To reduce the stress of queueing up, entertain the guests you have captured. We can certainly do this in our business since we have lots of great movie trailers to play. But we can still do better.

We can actually up-sell the customer while he or she is in line. Making the menu boards easy to see, with movement and suggestions, is critical. But we also sell lots of easy-to-touch candy items. I was in a Marshall’s store twice this past month and both times I bought an item from the merchandise offered along the queue line. Theft is always mentioned at this point, but a single line with only one way out is harder for someone to steal from. Entertaining and up-selling the customer as they go through a single entry and exit-point queue might help bring some new customers into the concession line. Some physical layouts might make this challenging, but it’s one option worth looking at.

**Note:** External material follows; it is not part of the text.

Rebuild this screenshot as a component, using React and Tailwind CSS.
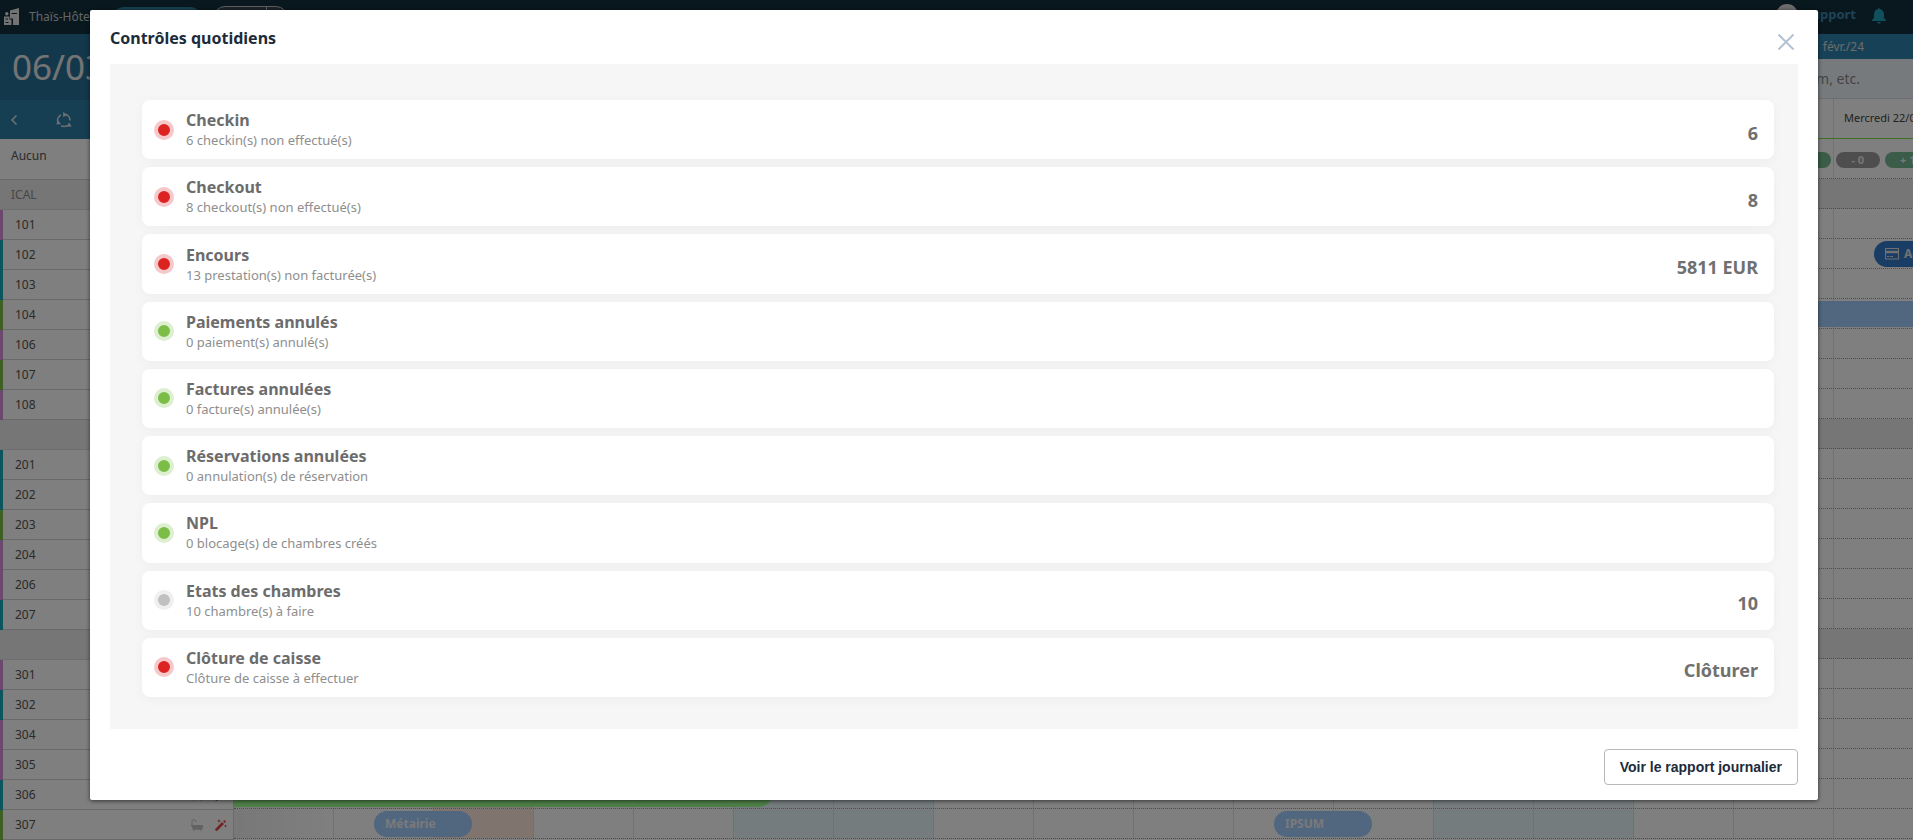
import React from 'react';

const checks = [
  { title: 'Checkin', note: '6 checkin(s) non effectué(s)', value: '6', state: 'red' },
  { title: 'Checkout', note: '8 checkout(s) non effectué(s)', value: '8', state: 'red' },
  { title: 'Encours', note: '13 prestation(s) non facturée(s)', value: '5811 EUR', state: 'red' },
  { title: 'Paiements annulés', note: '0 paiement(s) annulé(s)', value: '', state: 'green' },
  { title: 'Factures annulées', note: '0 facture(s) annulée(s)', value: '', state: 'green' },
  { title: 'Réservations annulées', note: '0 annulation(s) de réservation', value: '', state: 'green' },
  { title: 'NPL', note: '0 blocage(s) de chambres créés', value: '', state: 'green' },
  { title: 'Etats des chambres', note: '10 chambre(s) à faire', value: '10', state: 'grey' },
  { title: 'Clôture de caisse', note: 'Clôture de caisse à effectuer', value: 'Clôturer', state: 'red', action: true },
];

const dots = {
  red: 'bg-[#dd2222] border-[#f6c8ca]',
  green: 'bg-[#7cbd48] border-[#deefd1]',
  grey: 'bg-[#c0c0c0] border-[#efefef]',
};

const stripes = { p: 'border-[#d890dd]', t: 'border-[#18a8bc]', g: 'border-[#7cc04a]' };

const rooms = [
  ['ICAL', 'group'],
  ['101', 'p'], ['102', 't'], ['103', 't'], ['104', 'g'], ['106', 'p'], ['107', 'g'], ['108', 'p'],
  ['', 'group'],
  ['201', 't'], ['202', 't'], ['203', 'g'], ['204', 'p'], ['206', 'p'], ['207', 't'],
  ['', 'group'],
  ['301', 'p'], ['302', 't'], ['304', 'p'], ['305', 'p'], ['306', 't'], ['307', 'g'],
];

const bookings = {
  '102': [{ cls: 'left-[1640px] w-[180px] rounded-full bg-[#347acc] pl-[11px] text-[#e0e0e0]', text: 'Agence', card: true }],
  '104': [{ cls: 'left-[1200px] w-[600px] bg-[#a2cdff]', text: '' }],
  '306': [{ cls: 'left-0 w-[538px] rounded-r-full bg-[#9cff8f]', text: '' }],
  '307': [
    { cls: 'left-[140px] w-[98px] rounded-full bg-[#a2cdff] pl-[11px] text-[#f4f4f4]', text: 'Métairie' },
    { cls: 'left-[1040px] w-[98px] rounded-full bg-[#a2cdff] pl-[11px] text-[#f4f4f4]', text: 'IPSUM' },
  ],
};

const dayNames = ['Lun.', 'Mar.', 'Mer.', 'Jeu.', 'Ven.', 'Sam.', 'Dim.'];
const days = Array.from({ length: 17 }, (_, i) =>
  i === 16 ? 'Mercredi 22/03' : `${dayNames[i % 7]} ${String(6 + i).padStart(2, '0')}/03`,
);

function dayTint(i) {
  if (i === 0) return 'bg-linear-to-r from-[#f0f0f0] to-white';
  if (i === 2) return 'bg-[#ffeadd]';
  if ([5, 6, 12, 13].includes(i)) return 'bg-[#e8f8fd]';
  return '';
}

function HotelLogo() {
  return (
    <svg aria-hidden="true" width="16" height="18" viewBox="0 0 16 18" fill="#e6e6e6">
      <path fillRule="evenodd" d="M6 2.500 15 0V17H9V10.500H6ZM7.500 5V6H13V5Z" />
      <path fillRule="evenodd" d="M0 8.500H5.500V11.500H7.500V17H0ZM1.500 10.500V11.500H4V10.500ZM1.500 14V15H4.500V14Z" />
      <circle cx="2.800" cy="5.800" r="1.700" />
    </svg>
  );
}

function CycleIcon() {
  return (
    <svg aria-hidden="true" width="16" height="16" viewBox="0 0 16 16" fill="none" stroke="#d8e0e4" strokeWidth="1.600">
      <path d="M9 2.400A6 6 0 0 1 14 8.500M11.300 13.500A6 6 0 0 1 5 13.600M2 10.500A6 6 0 0 1 5 3" />
      <path d="M7 0 11 2.800 7.300 5.200ZM15.800 14.500 10.600 14.800 13 10.600ZM.2 12.500 2.200 8.400 5 12Z" fill="#d8e0e4" stroke="none" />
    </svg>
  );
}

function BathIcon() {
  return (
    <svg aria-hidden="true" width="12" height="12" viewBox="0 0 12 12" fill="#c4c4c4">
      <path d="M0 6H12V7.500Q12 10 10.500 10.500V12H9.500V10.700H3V12H2V10.200Q.8 9.500.8 7.500H0Z" />
      <path d="M1 6V2Q1 .5 2.500.5T4.200 2" fill="none" stroke="#c4c4c4" />
      <path d="M3 2.500 5.500 1.500V3Z" />
    </svg>
  );
}

function WandIcon() {
  return (
    <svg aria-hidden="true" width="12" height="12" viewBox="0 0 12 12" fill="#e04a4a">
      <path d="M0 10.200 7 3 9 5 2 12Q0 12 0 10.200Z" />
      <path d="M8 2.200 9.500 1 11 2.500 9.700 4ZM4 0 4.600 1.400 6 2 4.600 2.600 4 4 3.400 2.600 2 2 3.400 1.400ZM10.500 5.500 11 6.500 12 7 11 7.500 10.500 8.500 10 7.500 9 7 10 6.500Z" />
    </svg>
  );
}

function CardIcon() {
  return (
    <svg aria-hidden="true" width="14" height="12" viewBox="0 0 14 12" fill="none" stroke="#e0e0e0">
      <rect x="0.500" y="0.500" width="13" height="10.500" />
      <path d="M1 4H13" strokeWidth="2.500" />
      <path d="M2 8.500H4M5 8.500H8" />
    </svg>
  );
}

function Sidebar() {
  return (
    <aside className="w-[234px] shrink-0 border-r border-[#d4d4d4] text-[#555]">
      <div className="flex h-[66px] items-center bg-linear-to-b from-[#267199] to-[#287096] pl-3 text-[35px] text-[#e8e8e8]">06/03/24</div>
      <div className="flex h-[39px] items-center gap-[39px] bg-[#2c7ea9] pl-[11px]">
        <button aria-label="Jour précédent">
          <svg width="6" height="10" viewBox="0 0 6 10" fill="none" stroke="#e6e6e6" strokeWidth="1.500"><path d="M5.500.5 1 5l4.500 4.500" /></svg>
        </button>
        <button aria-label="Actualiser"><CycleIcon /></button>
      </div>
      <div className="h-[41px] border-b border-[#d4d4d4] pt-[7px] pl-[11px] text-xs leading-5 text-[#555]">Aucun</div>
      {rooms.map(([name, kind], i) =>
        kind === 'group' ? (
          <div key={i} className="flex h-[30px] items-center border-b border-[#dcdcdc] bg-[#ededed] pl-[11px] text-xs text-[#8c8c8c]">{name}</div>
        ) : (
          <div key={i} className={`flex h-[30px] items-center border-l-3 ${stripes[kind]}`}>
            <div className="flex h-full grow items-center border-b border-[#d4d4d4] pr-[6px] pl-3 text-xs">
              <span className="grow">{name}</span>
              <span className="flex gap-3"><BathIcon /><WandIcon /></span>
            </div>
          </div>
        ),
      )}
    </aside>
  );
}

function Planning() {
  return (
    <section className="min-w-0 grow overflow-hidden">
      <div className="flex h-[25px] items-center justify-end bg-[#2f83ae] pr-[49px] text-xs text-[#d8d8d8]">févr./24</div>
      <div className="h-10 border-b border-[#d8dde2] bg-[#eff5fb]">
        <input aria-label="Recherche" placeholder="Client, chambre, nom, etc." className="h-full w-full pr-[53px] text-right text-sm outline-none placeholder:text-[#888]" />
      </div>
      <div className="w-[1700px]">
        <div className="grid h-10 grid-cols-17 border-b border-[#7ae04c]">
          {days.map((d) => (
            <div key={d} className="flex items-center border-r border-[#e2e2e2] pl-[10px] text-[11px] whitespace-nowrap text-[#444]">{d}</div>
          ))}
        </div>
        <div className="grid h-10 grid-cols-17 border-b border-dotted border-[#999]">
          {days.map((d) => (
            <div key={d} className="flex items-center gap-[5px] border-r border-[#e2e2e2] px-[2px] pt-[2px] text-[11px] font-bold text-[#eee]">
              <span className="h-4 grow rounded-full bg-[#9c9c9c] text-center leading-4">- 0</span>
              <span className="h-4 grow rounded-full bg-[#74b891] text-center leading-4">+ 1</span>
            </div>
          ))}
        </div>
        {rooms.map(([name, kind], r) => (
          <div key={r} className={`relative grid h-[30px] grid-cols-17 border-b border-dotted border-[#999] ${kind === 'group' ? 'bg-[#ededed]' : ''}`}>
            {days.map((d, i) => (
              <div key={d} className={`border-r ${kind === 'group' ? 'border-[#e9e9e9]' : `border-[#e2e2e2] ${dayTint(i)}`}`} />
            ))}
            {(bookings[name] || []).map((b, i) => (
              <div key={i} className={`absolute top-[2px] flex h-[26px] items-center gap-[5px] text-xs font-bold ${b.cls}`}>
                {b.card && <CardIcon />}
                {b.text}
              </div>
            ))}
          </div>
        ))}
      </div>
    </section>
  );
}

function TopBar() {
  return (
    <header className="flex h-[34px] items-start bg-[#13303d] pl-1">
      <div className="flex h-full items-center gap-[9px] text-xs text-[#c4ccd0]">
        <HotelLogo />
        <span className="w-[72px] whitespace-nowrap">Thaïs-Hôtel</span>
      </div>
      <button aria-label="Hôtel" className="mt-[7px] ml-[11px] h-6 w-[90px] rounded-full bg-[#2f7e9c]" />
      <div className="mt-[6px] ml-[11px] flex h-6 w-[75px] rounded-full border border-[#bbb] bg-[#3a4650]">
        <span className="w-[53px] border-r border-[#bbb]" />
      </div>
      <div className="mt-1 ml-auto flex items-start pr-[27px]">
        <span className="size-[22px] rounded-full bg-[#d8d8d8]" />
        <a href="#support" className="ml-[6px] text-[13px] leading-5 font-bold text-[#3c87ae]">Support</a>
        <svg role="img" aria-label="Notifications" className="mt-1 ml-4" width="14" height="16" viewBox="0 0 14 16" fill="#209fb8">
          <path d="M7 0 8 1Q12 2 12 6.500V10L14 12V13H0V12L2 10V6.500Q2 2 6 1ZM5 14H9Q8.500 15.500 7 15.500T5 14Z" />
        </svg>
      </div>
    </header>
  );
}

function CheckCard({ check }) {
  return (
    <li className="flex flex-1 items-center rounded-lg bg-white pr-4 pl-3 shadow-[0_2px_12px_rgba(0,0,0,0.04)]">
      <span className={`size-5 shrink-0 rounded-full border-4 ${dots[check.state]}`} />
      <div className="ml-3 grow pt-px">
        <h3 className="text-base leading-5 font-bold text-[#6c6c6c]">{check.title}</h3>
        <p className="text-[13px] leading-5 text-[#8e8e8e]">{check.note}</p>
      </div>
      {check.action ? (
        <button className="pt-[6px] text-lg font-bold text-[#707070]">{check.value}</button>
      ) : (
        <span className="pt-[6px] text-lg font-bold text-[#707070]">{check.value}</span>
      )}
    </li>
  );
}

export default function App() {
  return (
    <div className="relative h-screen overflow-hidden bg-white font-['Noto_Sans','Open_Sans',sans-serif]">
      <TopBar />
      <div className="flex">
        <Sidebar />
        <Planning />
      </div>
      <div className="absolute inset-0 bg-black/50 pt-[10px] pr-[95px] pl-[90px]">
        <div role="dialog" aria-modal="true" aria-labelledby="dialog-title" className="rounded-[2px] bg-white px-5 pb-[15px] shadow-[0_1px_4px_rgba(0,0,0,0.6)]">
          <div className="flex h-[54px] items-center justify-between pr-1">
            <h2 id="dialog-title" className="pt-[2px] text-base leading-6 font-bold text-[#1c2b3a]">Contrôles quotidiens</h2>
            <button aria-label="Fermer" className="pt-[10px]">
              <svg width="16" height="16" viewBox="0 0 16 16" stroke="#b3c3d3" strokeWidth="2" fill="none"><path d="M.5.5 15.500 15.500M15.500.5.5 15.500" /></svg>
            </button>
          </div>
          <ul className="flex min-h-[665px] flex-col gap-2 bg-[#f6f6f6] pt-9 pr-6 pb-8 pl-8">
            {checks.map((c) => <CheckCard key={c.title} check={c} />)}
          </ul>
          <div className="flex justify-end pt-5">
            <button className="h-9 rounded border border-[#b9b9b9] px-[15px] font-['Liberation_Sans',Arial,sans-serif] text-sm font-bold text-[#1c2b3a]">Voir le rapport journalier</button>
          </div>
        </div>
      </div>
    </div>
  );
}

The issues detailed briefly here such as anxiety, unknown wait times, social justice, and the feeling of time not being spent in a valuable way should never be things that we want our customer to experience in a theatre. We cover this subject almost every month in this column: It’s all about the experience. So why would we ever want to project a negative experience on our customers at the beginning of their visit or at any queue point in our theatre, be it box office, concession, café or bar? Maybe this is a good time to take a fresh look at your queue.